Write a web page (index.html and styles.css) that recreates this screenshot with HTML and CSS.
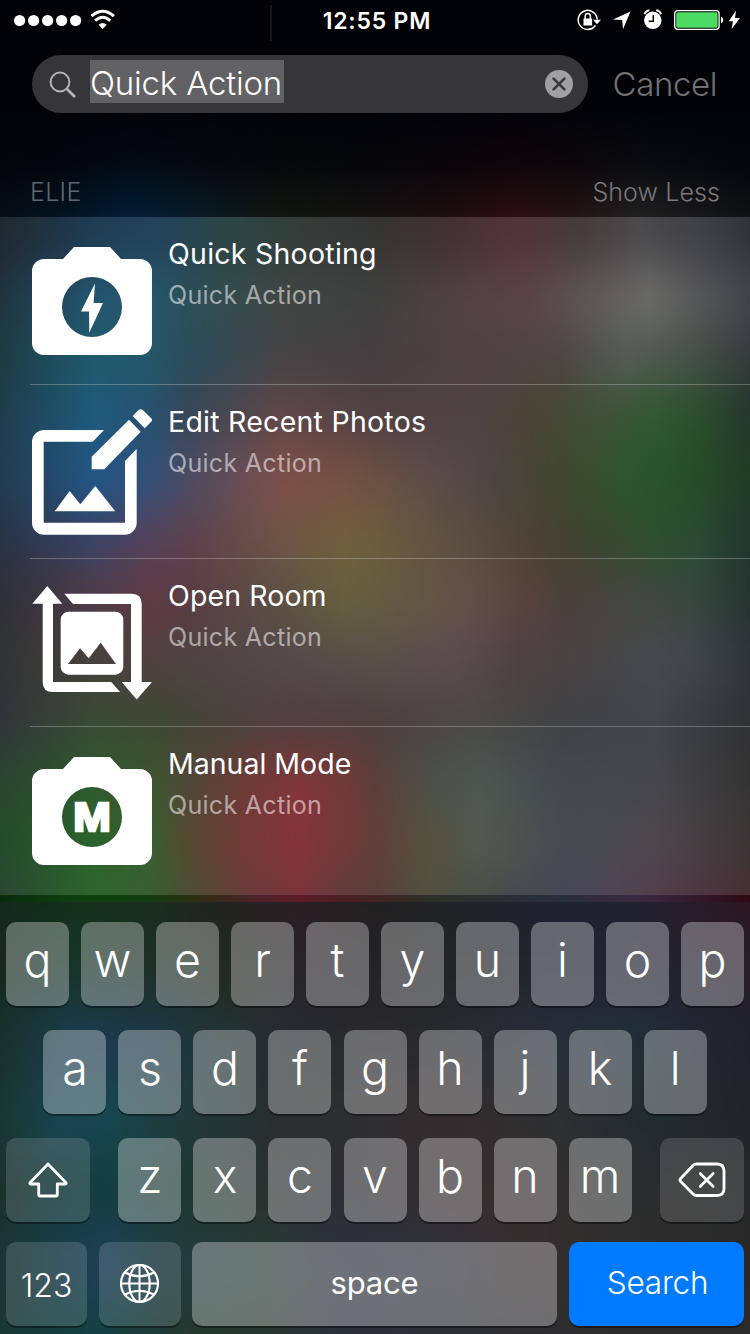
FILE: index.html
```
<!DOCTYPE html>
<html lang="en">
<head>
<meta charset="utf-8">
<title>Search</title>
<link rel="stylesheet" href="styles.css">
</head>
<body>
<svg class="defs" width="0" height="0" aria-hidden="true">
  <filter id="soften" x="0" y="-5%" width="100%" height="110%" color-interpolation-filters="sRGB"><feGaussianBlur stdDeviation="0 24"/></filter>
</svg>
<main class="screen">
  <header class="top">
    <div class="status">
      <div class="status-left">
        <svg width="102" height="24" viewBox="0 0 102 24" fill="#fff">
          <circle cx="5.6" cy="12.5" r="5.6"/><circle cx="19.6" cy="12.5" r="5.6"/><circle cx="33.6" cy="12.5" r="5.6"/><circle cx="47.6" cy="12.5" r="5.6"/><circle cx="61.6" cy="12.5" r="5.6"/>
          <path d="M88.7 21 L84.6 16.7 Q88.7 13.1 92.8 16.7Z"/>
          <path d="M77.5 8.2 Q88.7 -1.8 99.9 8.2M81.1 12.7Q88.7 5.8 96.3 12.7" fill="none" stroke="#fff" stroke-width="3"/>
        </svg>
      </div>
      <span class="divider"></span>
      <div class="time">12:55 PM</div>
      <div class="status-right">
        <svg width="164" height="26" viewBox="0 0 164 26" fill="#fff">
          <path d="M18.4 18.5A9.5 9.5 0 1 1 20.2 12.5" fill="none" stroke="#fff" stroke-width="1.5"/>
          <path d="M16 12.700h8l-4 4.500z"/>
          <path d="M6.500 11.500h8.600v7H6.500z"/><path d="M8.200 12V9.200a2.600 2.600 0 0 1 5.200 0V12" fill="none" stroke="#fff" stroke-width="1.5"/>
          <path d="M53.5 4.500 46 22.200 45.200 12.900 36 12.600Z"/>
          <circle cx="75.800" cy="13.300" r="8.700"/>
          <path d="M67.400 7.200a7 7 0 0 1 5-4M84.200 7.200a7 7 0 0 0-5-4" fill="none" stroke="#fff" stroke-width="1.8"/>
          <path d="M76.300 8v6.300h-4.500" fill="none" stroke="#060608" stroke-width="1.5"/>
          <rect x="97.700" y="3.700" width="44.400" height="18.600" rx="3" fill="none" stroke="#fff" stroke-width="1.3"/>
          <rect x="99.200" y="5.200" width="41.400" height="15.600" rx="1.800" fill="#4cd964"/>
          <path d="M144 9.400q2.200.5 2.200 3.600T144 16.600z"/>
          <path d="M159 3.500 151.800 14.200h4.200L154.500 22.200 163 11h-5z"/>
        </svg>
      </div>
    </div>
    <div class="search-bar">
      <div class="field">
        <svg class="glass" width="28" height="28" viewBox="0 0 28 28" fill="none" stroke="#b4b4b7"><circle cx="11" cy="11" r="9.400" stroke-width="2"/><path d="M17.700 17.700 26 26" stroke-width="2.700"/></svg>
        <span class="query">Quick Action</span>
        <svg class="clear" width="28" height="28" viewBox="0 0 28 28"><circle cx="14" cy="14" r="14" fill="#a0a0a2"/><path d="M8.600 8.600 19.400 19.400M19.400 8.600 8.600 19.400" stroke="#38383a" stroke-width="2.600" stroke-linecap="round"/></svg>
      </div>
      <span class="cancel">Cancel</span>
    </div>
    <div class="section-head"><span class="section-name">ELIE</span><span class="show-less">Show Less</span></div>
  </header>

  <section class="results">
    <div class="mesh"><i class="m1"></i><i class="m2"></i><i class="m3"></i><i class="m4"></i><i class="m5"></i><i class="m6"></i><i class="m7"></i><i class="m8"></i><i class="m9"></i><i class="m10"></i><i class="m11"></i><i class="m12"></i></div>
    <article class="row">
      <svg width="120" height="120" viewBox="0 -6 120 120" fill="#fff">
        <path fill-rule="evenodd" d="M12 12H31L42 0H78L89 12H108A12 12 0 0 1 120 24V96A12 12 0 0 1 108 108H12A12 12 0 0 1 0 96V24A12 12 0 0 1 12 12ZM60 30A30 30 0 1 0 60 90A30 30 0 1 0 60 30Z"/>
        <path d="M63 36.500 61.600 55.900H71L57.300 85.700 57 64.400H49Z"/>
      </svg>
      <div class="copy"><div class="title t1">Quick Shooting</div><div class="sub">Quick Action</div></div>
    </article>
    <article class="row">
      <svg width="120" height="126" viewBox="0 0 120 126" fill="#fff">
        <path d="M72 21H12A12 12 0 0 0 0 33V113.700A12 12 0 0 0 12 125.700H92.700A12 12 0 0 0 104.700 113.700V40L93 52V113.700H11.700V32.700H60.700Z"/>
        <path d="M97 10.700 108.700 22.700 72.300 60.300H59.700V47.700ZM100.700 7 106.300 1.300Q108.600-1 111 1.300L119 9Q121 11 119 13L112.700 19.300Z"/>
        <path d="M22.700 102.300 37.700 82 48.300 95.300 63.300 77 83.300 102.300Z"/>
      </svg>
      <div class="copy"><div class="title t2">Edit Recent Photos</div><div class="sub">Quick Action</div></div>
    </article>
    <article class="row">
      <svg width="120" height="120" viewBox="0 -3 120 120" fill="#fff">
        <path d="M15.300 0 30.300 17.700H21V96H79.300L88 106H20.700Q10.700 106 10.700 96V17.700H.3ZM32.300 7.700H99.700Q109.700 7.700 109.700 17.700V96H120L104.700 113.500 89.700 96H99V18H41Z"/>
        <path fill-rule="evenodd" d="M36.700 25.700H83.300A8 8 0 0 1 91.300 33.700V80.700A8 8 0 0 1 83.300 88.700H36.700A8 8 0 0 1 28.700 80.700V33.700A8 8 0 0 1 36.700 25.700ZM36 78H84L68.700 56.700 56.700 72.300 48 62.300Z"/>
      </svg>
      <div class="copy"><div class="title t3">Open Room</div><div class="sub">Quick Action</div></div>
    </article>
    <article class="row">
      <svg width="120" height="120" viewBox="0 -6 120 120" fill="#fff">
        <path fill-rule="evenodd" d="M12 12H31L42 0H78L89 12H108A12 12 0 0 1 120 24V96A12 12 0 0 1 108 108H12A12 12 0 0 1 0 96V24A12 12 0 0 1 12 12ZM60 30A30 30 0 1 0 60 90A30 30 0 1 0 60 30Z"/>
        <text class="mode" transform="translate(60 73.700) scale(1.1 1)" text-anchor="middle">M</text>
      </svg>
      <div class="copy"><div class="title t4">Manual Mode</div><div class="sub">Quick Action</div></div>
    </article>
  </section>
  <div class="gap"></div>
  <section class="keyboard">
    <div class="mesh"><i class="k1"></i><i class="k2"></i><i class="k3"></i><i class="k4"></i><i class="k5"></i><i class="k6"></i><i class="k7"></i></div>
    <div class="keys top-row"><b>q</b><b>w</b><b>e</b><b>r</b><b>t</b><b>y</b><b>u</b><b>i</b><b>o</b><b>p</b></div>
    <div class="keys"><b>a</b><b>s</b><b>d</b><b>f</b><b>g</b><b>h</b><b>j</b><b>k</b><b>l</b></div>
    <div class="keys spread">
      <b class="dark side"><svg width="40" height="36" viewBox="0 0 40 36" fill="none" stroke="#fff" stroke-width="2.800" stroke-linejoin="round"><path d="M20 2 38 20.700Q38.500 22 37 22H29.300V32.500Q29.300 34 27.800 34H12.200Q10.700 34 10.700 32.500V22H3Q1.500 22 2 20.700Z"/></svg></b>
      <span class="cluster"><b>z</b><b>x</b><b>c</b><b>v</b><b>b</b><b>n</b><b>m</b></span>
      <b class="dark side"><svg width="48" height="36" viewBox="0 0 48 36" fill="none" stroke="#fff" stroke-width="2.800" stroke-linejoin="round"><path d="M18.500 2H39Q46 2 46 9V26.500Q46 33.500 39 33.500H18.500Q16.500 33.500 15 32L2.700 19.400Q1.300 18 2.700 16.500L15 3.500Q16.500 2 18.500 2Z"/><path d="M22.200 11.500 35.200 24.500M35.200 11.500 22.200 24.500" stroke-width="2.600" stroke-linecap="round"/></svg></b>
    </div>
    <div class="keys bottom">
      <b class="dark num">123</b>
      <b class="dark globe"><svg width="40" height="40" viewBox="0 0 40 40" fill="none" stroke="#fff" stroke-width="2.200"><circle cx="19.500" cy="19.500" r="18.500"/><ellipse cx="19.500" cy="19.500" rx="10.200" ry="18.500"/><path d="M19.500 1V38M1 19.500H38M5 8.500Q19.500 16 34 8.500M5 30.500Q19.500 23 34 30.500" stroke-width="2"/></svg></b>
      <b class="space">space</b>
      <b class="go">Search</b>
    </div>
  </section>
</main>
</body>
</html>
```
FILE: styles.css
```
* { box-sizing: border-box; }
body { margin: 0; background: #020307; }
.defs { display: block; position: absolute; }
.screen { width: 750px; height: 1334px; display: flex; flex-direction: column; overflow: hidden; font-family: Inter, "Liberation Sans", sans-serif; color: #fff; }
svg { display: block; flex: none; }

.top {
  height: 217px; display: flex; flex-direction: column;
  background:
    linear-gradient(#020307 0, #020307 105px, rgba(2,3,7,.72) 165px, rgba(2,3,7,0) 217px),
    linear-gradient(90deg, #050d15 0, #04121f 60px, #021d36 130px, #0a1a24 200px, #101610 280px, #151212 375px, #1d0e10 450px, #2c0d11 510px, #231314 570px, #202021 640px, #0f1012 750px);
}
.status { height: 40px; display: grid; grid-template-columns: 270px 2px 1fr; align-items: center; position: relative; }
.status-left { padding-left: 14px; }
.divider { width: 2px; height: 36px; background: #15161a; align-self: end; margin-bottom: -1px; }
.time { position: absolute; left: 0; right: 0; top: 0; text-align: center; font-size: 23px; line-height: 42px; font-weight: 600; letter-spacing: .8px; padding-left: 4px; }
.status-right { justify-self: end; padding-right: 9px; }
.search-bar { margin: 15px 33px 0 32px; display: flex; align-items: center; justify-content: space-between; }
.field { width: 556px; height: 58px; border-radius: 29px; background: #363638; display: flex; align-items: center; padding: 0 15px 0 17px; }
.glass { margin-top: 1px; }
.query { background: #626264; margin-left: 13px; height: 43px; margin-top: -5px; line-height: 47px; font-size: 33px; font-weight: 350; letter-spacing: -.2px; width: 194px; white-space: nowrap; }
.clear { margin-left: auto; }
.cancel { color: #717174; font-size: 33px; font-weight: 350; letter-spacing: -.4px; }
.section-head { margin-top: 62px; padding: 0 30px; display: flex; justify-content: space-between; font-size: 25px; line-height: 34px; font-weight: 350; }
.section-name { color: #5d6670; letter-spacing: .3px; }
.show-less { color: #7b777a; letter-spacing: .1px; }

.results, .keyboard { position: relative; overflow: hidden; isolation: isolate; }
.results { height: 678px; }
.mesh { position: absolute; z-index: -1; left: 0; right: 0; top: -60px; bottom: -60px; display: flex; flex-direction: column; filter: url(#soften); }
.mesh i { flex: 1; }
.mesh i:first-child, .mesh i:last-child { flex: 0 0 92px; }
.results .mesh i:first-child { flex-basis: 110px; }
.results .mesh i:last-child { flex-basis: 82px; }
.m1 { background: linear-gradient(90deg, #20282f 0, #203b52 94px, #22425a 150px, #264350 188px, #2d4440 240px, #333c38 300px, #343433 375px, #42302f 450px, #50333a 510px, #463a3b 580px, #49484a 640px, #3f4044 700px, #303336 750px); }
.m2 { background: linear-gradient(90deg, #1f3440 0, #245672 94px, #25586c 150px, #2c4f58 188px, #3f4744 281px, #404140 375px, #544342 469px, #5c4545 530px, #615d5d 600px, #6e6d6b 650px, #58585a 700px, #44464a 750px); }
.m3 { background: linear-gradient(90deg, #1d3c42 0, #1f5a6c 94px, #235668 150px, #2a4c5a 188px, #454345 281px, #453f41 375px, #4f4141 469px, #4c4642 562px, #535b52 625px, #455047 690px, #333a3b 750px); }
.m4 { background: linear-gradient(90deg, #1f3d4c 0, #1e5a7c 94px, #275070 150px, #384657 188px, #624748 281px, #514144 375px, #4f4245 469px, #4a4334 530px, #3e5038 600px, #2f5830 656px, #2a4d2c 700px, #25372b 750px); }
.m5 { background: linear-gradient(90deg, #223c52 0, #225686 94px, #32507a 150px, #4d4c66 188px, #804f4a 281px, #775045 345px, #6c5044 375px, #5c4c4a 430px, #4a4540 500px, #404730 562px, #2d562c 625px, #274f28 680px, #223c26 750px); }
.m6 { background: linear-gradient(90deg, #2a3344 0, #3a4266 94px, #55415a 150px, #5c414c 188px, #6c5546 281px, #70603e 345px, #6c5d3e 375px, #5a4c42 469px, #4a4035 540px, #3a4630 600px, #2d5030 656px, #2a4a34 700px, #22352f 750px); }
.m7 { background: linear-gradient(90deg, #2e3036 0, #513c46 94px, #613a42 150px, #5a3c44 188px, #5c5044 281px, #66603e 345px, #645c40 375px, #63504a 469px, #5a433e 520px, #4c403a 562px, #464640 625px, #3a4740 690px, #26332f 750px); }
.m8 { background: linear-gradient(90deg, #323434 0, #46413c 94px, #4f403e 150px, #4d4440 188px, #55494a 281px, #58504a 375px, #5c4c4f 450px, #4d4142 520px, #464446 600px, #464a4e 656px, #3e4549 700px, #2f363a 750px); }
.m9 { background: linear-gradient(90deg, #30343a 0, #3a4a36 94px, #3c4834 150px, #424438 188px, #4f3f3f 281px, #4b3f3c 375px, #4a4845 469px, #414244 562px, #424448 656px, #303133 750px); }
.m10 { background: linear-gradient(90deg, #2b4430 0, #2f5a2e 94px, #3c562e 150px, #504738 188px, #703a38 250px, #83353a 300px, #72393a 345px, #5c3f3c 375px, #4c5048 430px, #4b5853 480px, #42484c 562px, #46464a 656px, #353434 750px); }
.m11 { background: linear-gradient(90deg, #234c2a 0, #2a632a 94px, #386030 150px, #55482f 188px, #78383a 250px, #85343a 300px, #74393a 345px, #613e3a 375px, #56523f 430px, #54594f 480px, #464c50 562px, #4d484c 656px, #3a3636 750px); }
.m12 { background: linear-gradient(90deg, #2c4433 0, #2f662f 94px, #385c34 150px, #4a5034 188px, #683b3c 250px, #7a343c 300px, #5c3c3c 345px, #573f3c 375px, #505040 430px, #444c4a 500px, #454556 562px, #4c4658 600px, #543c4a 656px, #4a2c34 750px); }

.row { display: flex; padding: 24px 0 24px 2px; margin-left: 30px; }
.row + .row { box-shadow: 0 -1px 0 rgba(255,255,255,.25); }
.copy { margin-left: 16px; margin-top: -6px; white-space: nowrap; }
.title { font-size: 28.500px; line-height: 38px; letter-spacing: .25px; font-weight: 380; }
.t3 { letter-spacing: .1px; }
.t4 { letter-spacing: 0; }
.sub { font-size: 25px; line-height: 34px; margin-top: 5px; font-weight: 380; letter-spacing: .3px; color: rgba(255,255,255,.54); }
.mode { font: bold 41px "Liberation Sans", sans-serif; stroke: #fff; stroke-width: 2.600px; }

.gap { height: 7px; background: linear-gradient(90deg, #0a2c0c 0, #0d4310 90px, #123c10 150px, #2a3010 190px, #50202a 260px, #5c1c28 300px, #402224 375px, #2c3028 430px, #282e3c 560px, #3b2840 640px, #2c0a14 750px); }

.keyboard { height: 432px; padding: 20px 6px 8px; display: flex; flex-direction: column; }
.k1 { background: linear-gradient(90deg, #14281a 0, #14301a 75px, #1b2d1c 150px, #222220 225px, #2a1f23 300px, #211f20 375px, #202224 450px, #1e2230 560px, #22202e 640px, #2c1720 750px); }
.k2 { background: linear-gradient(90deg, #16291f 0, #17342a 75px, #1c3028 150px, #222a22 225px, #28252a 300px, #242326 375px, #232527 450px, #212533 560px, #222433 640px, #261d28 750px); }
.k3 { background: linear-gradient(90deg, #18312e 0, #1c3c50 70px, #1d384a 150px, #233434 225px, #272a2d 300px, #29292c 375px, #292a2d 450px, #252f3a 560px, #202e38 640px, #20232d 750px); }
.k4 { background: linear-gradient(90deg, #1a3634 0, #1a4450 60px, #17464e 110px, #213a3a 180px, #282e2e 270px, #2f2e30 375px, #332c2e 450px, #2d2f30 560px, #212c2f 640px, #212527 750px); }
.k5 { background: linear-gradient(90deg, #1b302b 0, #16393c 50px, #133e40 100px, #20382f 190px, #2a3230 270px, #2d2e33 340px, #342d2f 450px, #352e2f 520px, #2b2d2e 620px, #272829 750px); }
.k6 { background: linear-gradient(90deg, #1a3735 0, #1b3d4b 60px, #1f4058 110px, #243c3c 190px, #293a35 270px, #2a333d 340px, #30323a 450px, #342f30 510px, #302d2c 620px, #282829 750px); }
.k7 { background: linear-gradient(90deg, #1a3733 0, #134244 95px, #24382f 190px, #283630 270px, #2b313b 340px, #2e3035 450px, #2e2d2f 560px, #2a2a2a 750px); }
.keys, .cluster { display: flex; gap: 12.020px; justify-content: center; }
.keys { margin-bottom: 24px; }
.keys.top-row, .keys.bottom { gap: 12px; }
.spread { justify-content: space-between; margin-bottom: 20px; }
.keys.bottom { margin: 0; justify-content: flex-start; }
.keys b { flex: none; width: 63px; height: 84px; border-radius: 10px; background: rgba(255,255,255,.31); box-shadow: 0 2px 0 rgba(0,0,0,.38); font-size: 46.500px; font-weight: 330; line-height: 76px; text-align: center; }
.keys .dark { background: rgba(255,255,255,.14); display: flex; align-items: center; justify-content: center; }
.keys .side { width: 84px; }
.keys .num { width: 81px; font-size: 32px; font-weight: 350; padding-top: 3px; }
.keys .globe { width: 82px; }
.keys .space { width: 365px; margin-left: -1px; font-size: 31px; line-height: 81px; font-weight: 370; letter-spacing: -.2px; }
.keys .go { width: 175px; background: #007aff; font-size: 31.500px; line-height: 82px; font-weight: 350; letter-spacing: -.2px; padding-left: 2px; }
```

^^^^

## Given instruction:
Count every line in the data that contains the word "index", then give that count and nothing else.

## Exercise response:
3